Types which are instances of Functor must have kind * -> *.

So Int or Bool or Either Int Bool or [Int] cannot be instances of Functor, but Either Int, or [] can. (See section on partial application of types.)

List

The definition of fmap for [] is just map

repl example
> ls = [1 :: Int, 2, 3]
> :t ls 
ls :: [Int]
> fmap even ls
[False,True,False]
> :t fmap even ls
fmap even ls :: [Bool]

Maybe

repl example
> maybeChar = Just 'a'
> :t maybeChar
maybeChar :: Maybe Char
> fmap (=='a') maybeChar
Just True

> :t fmap (=='a') maybeChar
fmap (=='a') maybeChar :: Maybe Bool

> fmap (=='a') Nothing
Nothing

Either a

Note

Either a is Either partially applied to a, and has kind * -> * as required.

repl example
> eitherChar = Right 'a'
> :t eitherChar
eitherChar :: Either a Char -- (1)!
> fmap (=='a') eitherChar
Right True

> :t fmap (=='a') eitherChar
fmap (=='a') eitherChar :: Either a Bool

> other = Left True
> :t other
other :: Either Bool b
> fmap (=='a') other
Left True
> :t fmap (=='a') other
fmap (=='a') other :: Either Bool Bool -- (2)!
  1. Haskell correctly infers that a can be any type.

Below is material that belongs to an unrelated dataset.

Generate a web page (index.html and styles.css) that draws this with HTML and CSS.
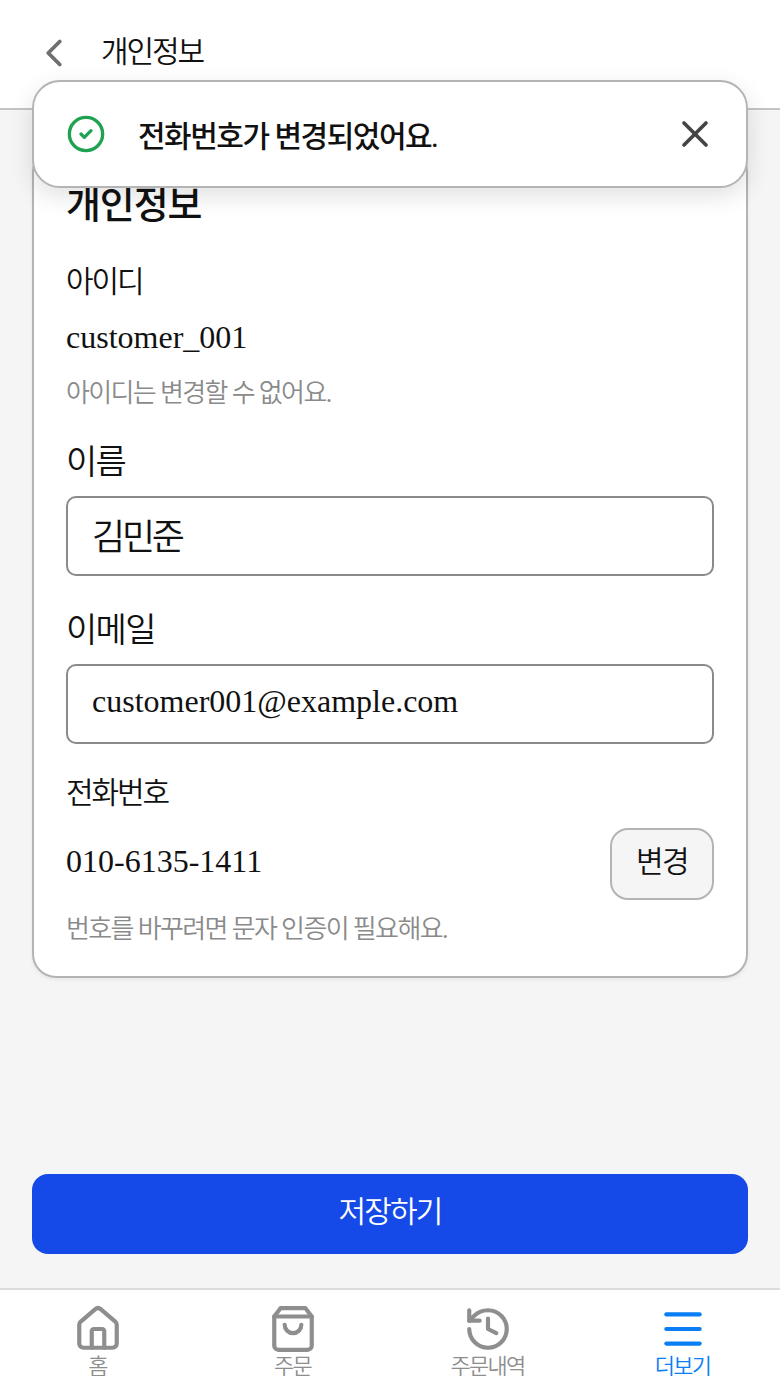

  2. Haskell correctly infers the type, which is no longer universally quantified.

Reader r

newtype Reader r a = Reader {runReader :: r -> a}

So, for example, Reader Int Bool is really just a wrapper around a function Int -> Bool.

Conceptually, think of a Reader env a as a value of type a that has access to (i.e. depends on) a value of type env.

An example:

repl example
> import Control.Monad.Reader -- (1)!
> val = reader -- (2)!
    (\flag -> if flag then "hello world" else "no greeting")
> runReader val True
"hello world"
> runReader val False
"no greeting"

-- example of fmap
> newVal = fmap (take 5) val
> runReader newVal True
"hello"
  1. From the mtl package.
  2. mtl doesn't define Reader exactly as shown above, so use lowercase reader to construct a value of type Reader err a, rather than uppercase Reader.

State s

newtype State s a = State {runState :: s -> (a, s) }

So, for example, State Int Bool is really just a wrapper around a function Int -> (Bool, Int).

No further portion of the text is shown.